- **Task requirements**
Quote the listing below in full and exactly as written, but omit every picture.
⁂
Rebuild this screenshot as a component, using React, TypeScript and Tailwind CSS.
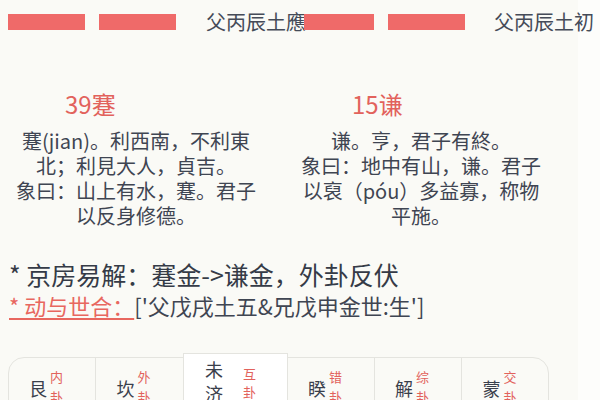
import React from 'react';

const tabs = [
  { id: 'gen', name: '艮', label: '内卦' },
  { id: 'kan', name: '坎', label: '外卦' },
  { id: 'weiji', name: '未济', label: '互卦', active: true },
  { id: 'kui', name: '睽', label: '错卦' },
  { id: 'jie', name: '解', label: '综卦' },
  { id: 'meng', name: '蒙', label: '交卦' },
];

function YaoRow({ text }: { text: string }) {
  return (
    <div className="flex items-center h-[16px]">
      <div className="w-[77px] h-[16px] bg-[#ef6a69]" />
      <div className="ml-[14px] w-[77px] h-[16px] bg-[#ef6a69]" />
      <div className="ml-[30px] text-[20px] leading-none whitespace-nowrap text-[#454b58]">{text}</div>
    </div>
  );
}

export default function App() {
  return (
    <div className="w-[600px] h-[400px] overflow-hidden bg-[#fdfdfb] font-['Noto_Sans_CJK_SC',sans-serif] text-[#3f4552]">
      <div className="w-[578px] h-full bg-[#fafaf6]">
        {/* 爻 */}
        <div className="flex pt-[14px] pl-[8px]">
          <YaoRow text="父丙辰土應" />
          <div className="-ml-[2px] flex items-center h-[16px]">
            <div className="w-[70px] h-[16px] bg-[#ef6a69]" />
            <div className="ml-[14px] w-[77px] h-[16px] bg-[#ef6a69]" />
            <div className="ml-[29px] text-[20px] leading-none whitespace-nowrap text-[#454b58]">父丙辰土初</div>
          </div>
        </div>

        {/* 本卦 / 变卦 */}
        <div className="flex pl-[12px] mt-[58px]">
          <div className="w-[248px]">
            <div className="pl-[53px] text-[24px] leading-[32px] text-[#e2625c]">39蹇</div>
            <div className="mt-[8px] text-center text-[20px] leading-[25px]">
              蹇(jian)。利西南，不利東北；利見大人，貞吉。
              <br />
              象曰：山上有水，蹇。君子以反身修德。
            </div>
          </div>
          <div className="ml-[37px] w-[248px]">
            <div className="pl-[55px] text-[24px] leading-[32px] text-[#e2625c]">15谦</div>
            <div className="mt-[8px] text-center text-[20px] leading-[25px]">
              谦。亨，君子有終。
              <br />
              象曰：地中有山，谦。君子以裒（póu）多益寡，称物平施。
            </div>
          </div>
        </div>

        {/* 京房 */}
        <div className="mt-[30px] pl-[9px]">
          <div className="text-[25px] leading-[32px] text-[#353b47] whitespace-nowrap">* 京房易解：蹇金-&gt;谦金，外卦反伏</div>
          <div className="text-[22px] leading-[30px] whitespace-nowrap">
            <span className="text-[#e8675f] underline underline-offset-[3px] decoration-[1.5px]">* 动与世合：</span>
            <span>['父戊戌土五&amp;兄戊申金世:生']</span>
          </div>
        </div>

        {/* 卦变 tabs */}
        <div className="mt-[37px] ml-[8px] w-[541px] h-[60px] flex border border-[#e4e4df] rounded-t-[16px]">
          {tabs.map((t, i) =>
            t.active ? (
              <div
                key={t.id}
                className="relative -mt-[5px] w-[105px] h-[70px] shrink-0 bg-white border-x border-t border-[#e4e4df] flex items-start justify-center pr-[10px] pt-[3px]"
              >
                <div className="flex flex-col text-[18px] leading-[24px] text-[#3a404c]">
                  {t.name.split('').map((c) => (
                    <span key={c}>{c}</span>
                  ))}
                </div>
                <div className="ml-[20px] mt-[8px] flex flex-col text-[13px] leading-[18px] text-[#e2625c]">
                  {t.label.split('').map((c) => (
                    <span key={c}>{c}</span>
                  ))}
                </div>
              </div>
            ) : (
              <div
                key={t.id}
                className={`shrink-0 w-[87px] ${tabs[i + 1] && !tabs[i + 1].active ? 'border-r border-[#e4e4df]' : ''} flex items-center justify-center pr-[12px] h-[58px]`}
              >
                <span className="text-[18px] leading-[24px] text-[#3a404c] mt-[2px]">{t.name}</span>
                <div className="ml-[3px] flex flex-col text-[13px] leading-[20px] text-[#e2625c]">
                  {t.label.split('').map((c) => (
                    <span key={c}>{c}</span>
                  ))}
                </div>
              </div>
            )
          )}
        </div>
      </div>
    </div>
  );
}
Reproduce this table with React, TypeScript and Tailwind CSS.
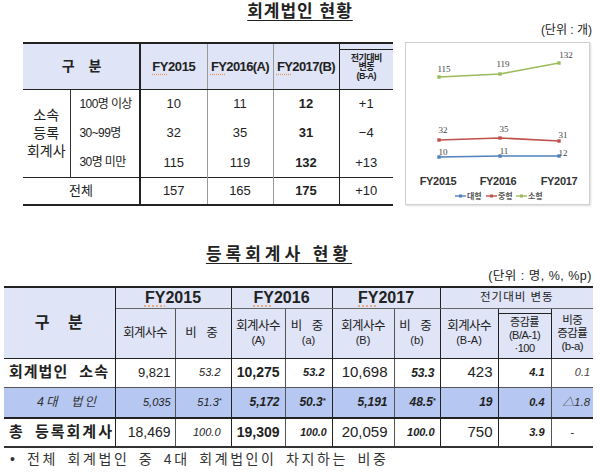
⁂
- **Answer for the task**
Rebuild this screenshot as a component, using React, TypeScript and Tailwind CSS.
import React from 'react';

const tabs = [
  { id: 'gen', name: '艮', label: '内卦' },
  { id: 'kan', name: '坎', label: '外卦' },
  { id: 'weiji', name: '未济', label: '互卦', active: true },
  { id: 'kui', name: '睽', label: '错卦' },
  { id: 'jie', name: '解', label: '综卦' },
  { id: 'meng', name: '蒙', label: '交卦' },
];

function YaoRow({ text }: { text: string }) {
  return (
    <div className="flex items-center h-[16px]">
      <div className="w-[77px] h-[16px] bg-[#ef6a69]" />
      <div className="ml-[14px] w-[77px] h-[16px] bg-[#ef6a69]" />
      <div className="ml-[30px] text-[20px] leading-none whitespace-nowrap text-[#454b58]">{text}</div>
    </div>
  );
}

export default function App() {
  return (
    <div className="w-[600px] h-[400px] overflow-hidden bg-[#fdfdfb] font-['Noto_Sans_CJK_SC',sans-serif] text-[#3f4552]">
      <div className="w-[578px] h-full bg-[#fafaf6]">
        {/* 爻 */}
        <div className="flex pt-[14px] pl-[8px]">
          <YaoRow text="父丙辰土應" />
          <div className="-ml-[2px] flex items-center h-[16px]">
            <div className="w-[70px] h-[16px] bg-[#ef6a69]" />
            <div className="ml-[14px] w-[77px] h-[16px] bg-[#ef6a69]" />
            <div className="ml-[29px] text-[20px] leading-none whitespace-nowrap text-[#454b58]">父丙辰土初</div>
          </div>
        </div>

        {/* 本卦 / 变卦 */}
        <div className="flex pl-[12px] mt-[58px]">
          <div className="w-[248px]">
            <div className="pl-[53px] text-[24px] leading-[32px] text-[#e2625c]">39蹇</div>
            <div className="mt-[8px] text-center text-[20px] leading-[25px]">
              蹇(jian)。利西南，不利東北；利見大人，貞吉。
              <br />
              象曰：山上有水，蹇。君子以反身修德。
            </div>
          </div>
          <div className="ml-[37px] w-[248px]">
            <div className="pl-[55px] text-[24px] leading-[32px] text-[#e2625c]">15谦</div>
            <div className="mt-[8px] text-center text-[20px] leading-[25px]">
              谦。亨，君子有終。
              <br />
              象曰：地中有山，谦。君子以裒（póu）多益寡，称物平施。
            </div>
          </div>
        </div>

        {/* 京房 */}
        <div className="mt-[30px] pl-[9px]">
          <div className="text-[25px] leading-[32px] text-[#353b47] whitespace-nowrap">* 京房易解：蹇金-&gt;谦金，外卦反伏</div>
          <div className="text-[22px] leading-[30px] whitespace-nowrap">
            <span className="text-[#e8675f] underline underline-offset-[3px] decoration-[1.5px]">* 动与世合：</span>
            <span>['父戊戌土五&amp;兄戊申金世:生']</span>
          </div>
        </div>

        {/* 卦变 tabs */}
        <div className="mt-[37px] ml-[8px] w-[541px] h-[60px] flex border border-[#e4e4df] rounded-t-[16px]">
          {tabs.map((t, i) =>
            t.active ? (
              <div
                key={t.id}
                className="relative -mt-[5px] w-[105px] h-[70px] shrink-0 bg-white border-x border-t border-[#e4e4df] flex items-start justify-center pr-[10px] pt-[3px]"
              >
                <div className="flex flex-col text-[18px] leading-[24px] text-[#3a404c]">
                  {t.name.split('').map((c) => (
                    <span key={c}>{c}</span>
                  ))}
                </div>
                <div className="ml-[20px] mt-[8px] flex flex-col text-[13px] leading-[18px] text-[#e2625c]">
                  {t.label.split('').map((c) => (
                    <span key={c}>{c}</span>
                  ))}
                </div>
              </div>
            ) : (
              <div
                key={t.id}
                className={`shrink-0 w-[87px] ${tabs[i + 1] && !tabs[i + 1].active ? 'border-r border-[#e4e4df]' : ''} flex items-center justify-center pr-[12px] h-[58px]`}
              >
                <span className="text-[18px] leading-[24px] text-[#3a404c] mt-[2px]">{t.name}</span>
                <div className="ml-[3px] flex flex-col text-[13px] leading-[20px] text-[#e2625c]">
                  {t.label.split('').map((c) => (
                    <span key={c}>{c}</span>
                  ))}
                </div>
              </div>
            )
          )}
        </div>
      </div>
    </div>
  );
}
Reproduce this table with React, TypeScript and Tailwind CSS.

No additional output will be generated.